Louis Édouard Joseph Braquaval was a French landscape and cityscape painter.
He was born into a family of wealthy industrialists and later married into another wealthy family. Originally, he established himself as an auctioneer, but his artistic sensibilities soon proved to be greater than his business sense. Thanks to the support of his father-in-law, he was able to pursue his interest in art and study with Eugène Boudin, a family friend, who had to start from scratch as Braquaval had not even been taught how to draw when he was a child.

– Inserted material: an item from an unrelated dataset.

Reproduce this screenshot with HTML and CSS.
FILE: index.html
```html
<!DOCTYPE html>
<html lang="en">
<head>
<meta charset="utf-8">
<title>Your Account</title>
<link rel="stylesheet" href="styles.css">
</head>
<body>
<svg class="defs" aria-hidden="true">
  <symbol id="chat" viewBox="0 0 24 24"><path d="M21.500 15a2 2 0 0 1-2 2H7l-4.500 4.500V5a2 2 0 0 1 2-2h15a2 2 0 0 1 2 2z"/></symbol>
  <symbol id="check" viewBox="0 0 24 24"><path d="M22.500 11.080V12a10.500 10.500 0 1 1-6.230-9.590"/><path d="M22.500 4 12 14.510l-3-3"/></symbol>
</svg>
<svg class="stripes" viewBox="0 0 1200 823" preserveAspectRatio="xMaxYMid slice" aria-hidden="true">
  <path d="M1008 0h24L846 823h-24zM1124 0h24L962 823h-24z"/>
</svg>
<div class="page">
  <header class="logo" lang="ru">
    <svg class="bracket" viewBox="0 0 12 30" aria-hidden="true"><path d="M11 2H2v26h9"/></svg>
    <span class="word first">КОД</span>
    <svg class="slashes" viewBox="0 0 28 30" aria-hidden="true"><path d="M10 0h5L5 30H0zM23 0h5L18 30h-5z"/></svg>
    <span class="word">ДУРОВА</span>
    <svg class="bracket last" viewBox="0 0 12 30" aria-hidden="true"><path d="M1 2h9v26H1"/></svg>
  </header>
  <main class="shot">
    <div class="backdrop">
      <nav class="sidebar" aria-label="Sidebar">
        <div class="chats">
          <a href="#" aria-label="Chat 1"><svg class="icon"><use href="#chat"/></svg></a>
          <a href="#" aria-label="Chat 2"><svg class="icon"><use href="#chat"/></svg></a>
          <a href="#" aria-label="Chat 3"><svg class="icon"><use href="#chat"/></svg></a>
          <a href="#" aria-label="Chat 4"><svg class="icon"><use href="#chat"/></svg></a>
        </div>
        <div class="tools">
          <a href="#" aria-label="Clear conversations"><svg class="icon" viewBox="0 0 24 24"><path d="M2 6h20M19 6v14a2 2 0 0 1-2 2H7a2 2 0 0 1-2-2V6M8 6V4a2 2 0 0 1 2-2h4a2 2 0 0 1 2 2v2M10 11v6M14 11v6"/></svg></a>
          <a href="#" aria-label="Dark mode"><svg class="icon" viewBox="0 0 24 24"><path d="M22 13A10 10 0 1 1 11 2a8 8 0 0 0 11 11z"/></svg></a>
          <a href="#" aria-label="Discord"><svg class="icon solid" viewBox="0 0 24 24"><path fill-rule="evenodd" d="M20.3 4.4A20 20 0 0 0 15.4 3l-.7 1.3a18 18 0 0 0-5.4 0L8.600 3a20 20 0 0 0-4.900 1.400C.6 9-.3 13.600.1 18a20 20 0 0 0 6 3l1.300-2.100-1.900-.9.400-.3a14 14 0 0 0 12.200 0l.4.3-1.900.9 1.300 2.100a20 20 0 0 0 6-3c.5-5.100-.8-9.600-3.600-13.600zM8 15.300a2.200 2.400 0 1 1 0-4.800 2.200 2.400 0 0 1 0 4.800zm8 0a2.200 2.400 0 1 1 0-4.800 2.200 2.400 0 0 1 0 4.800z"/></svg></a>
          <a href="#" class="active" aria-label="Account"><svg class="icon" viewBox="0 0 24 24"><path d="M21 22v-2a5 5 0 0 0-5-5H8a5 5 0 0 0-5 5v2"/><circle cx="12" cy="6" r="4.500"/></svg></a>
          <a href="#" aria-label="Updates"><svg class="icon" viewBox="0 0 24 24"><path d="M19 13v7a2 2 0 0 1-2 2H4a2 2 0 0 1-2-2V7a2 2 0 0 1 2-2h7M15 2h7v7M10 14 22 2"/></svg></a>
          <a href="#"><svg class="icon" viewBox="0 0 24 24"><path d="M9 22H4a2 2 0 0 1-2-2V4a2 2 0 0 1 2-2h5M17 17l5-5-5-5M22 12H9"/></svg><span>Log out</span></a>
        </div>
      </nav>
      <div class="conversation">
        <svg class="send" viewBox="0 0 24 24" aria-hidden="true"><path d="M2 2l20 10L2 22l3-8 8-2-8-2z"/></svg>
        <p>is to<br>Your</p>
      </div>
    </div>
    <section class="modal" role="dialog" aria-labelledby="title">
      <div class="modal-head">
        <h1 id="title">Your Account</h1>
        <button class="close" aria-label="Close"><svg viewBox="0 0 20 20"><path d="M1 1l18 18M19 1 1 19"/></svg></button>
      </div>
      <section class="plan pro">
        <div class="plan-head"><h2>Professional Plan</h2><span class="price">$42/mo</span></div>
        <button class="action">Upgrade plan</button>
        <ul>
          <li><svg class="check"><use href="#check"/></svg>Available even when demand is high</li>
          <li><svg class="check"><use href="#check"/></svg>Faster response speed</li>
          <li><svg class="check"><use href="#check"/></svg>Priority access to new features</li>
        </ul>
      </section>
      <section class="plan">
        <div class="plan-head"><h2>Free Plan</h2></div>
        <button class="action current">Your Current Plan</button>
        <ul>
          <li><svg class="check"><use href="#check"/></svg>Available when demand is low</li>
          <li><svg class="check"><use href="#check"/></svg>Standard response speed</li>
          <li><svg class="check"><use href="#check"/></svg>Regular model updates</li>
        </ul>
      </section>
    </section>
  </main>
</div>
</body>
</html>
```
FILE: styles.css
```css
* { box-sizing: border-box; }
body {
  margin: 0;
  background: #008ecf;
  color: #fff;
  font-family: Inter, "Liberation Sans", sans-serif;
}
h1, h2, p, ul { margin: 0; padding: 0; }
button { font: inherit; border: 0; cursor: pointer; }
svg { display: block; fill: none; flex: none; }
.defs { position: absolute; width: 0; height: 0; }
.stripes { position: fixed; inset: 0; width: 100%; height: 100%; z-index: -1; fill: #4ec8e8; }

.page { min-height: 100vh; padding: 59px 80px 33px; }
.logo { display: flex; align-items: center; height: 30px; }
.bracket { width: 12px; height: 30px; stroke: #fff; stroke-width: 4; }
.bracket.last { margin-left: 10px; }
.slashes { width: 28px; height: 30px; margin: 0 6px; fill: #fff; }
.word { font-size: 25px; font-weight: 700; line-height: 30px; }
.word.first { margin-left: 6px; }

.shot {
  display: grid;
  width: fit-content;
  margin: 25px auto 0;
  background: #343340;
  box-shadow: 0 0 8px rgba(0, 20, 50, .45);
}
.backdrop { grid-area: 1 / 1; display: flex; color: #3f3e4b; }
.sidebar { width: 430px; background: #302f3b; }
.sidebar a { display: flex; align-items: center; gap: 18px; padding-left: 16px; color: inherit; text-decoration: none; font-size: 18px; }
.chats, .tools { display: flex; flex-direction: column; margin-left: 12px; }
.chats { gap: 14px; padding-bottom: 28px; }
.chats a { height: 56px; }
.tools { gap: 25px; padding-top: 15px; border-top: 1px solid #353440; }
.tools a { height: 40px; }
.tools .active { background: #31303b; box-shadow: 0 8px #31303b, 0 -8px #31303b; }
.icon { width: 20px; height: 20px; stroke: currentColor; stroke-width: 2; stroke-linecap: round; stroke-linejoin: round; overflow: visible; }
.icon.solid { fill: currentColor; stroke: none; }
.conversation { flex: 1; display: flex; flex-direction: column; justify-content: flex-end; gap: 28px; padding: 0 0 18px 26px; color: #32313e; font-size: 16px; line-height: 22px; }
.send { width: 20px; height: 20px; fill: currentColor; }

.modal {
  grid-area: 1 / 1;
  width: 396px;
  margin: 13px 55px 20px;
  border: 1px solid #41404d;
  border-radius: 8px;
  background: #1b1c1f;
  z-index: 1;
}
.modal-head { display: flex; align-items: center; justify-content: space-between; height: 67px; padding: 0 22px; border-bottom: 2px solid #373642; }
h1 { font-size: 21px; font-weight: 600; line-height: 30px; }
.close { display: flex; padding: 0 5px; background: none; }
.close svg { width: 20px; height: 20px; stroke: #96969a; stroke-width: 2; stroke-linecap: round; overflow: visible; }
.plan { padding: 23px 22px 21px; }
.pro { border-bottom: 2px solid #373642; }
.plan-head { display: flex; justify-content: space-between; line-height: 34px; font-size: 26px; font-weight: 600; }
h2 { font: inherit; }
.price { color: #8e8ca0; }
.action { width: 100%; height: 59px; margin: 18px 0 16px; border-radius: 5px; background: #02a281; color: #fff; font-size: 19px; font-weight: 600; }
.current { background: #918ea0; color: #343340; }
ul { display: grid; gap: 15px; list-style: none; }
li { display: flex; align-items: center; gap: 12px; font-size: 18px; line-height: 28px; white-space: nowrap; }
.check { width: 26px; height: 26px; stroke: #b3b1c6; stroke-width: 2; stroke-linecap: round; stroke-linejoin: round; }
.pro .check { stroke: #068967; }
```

In 1895, he bought a house in Saint-Valéry-sur-Somme, a popular area for painters at that time. Among those whose acquaintance he made was Edgar Degas, who became his good friend and painting companion.
He did not begin exhibiting until 1907, when he showed some landscapes at the Salon. Later, in 1909 and 1910, he also exhibited at the Salon d'Automne and returned to the Paris Salon four years after that. Mostly, however, he established his reputation at regional exhibitions in Arras, Lille and Nantes. He became a Chevalier in the Légion d'honneur in 1914.
By this time, he was in fragile health and painted little; not only for that reason, but also because of the chaos caused by the war. His work was largely forgotten until a fiftieth anniversary retrospective was held at the Kaplan Gallery in London.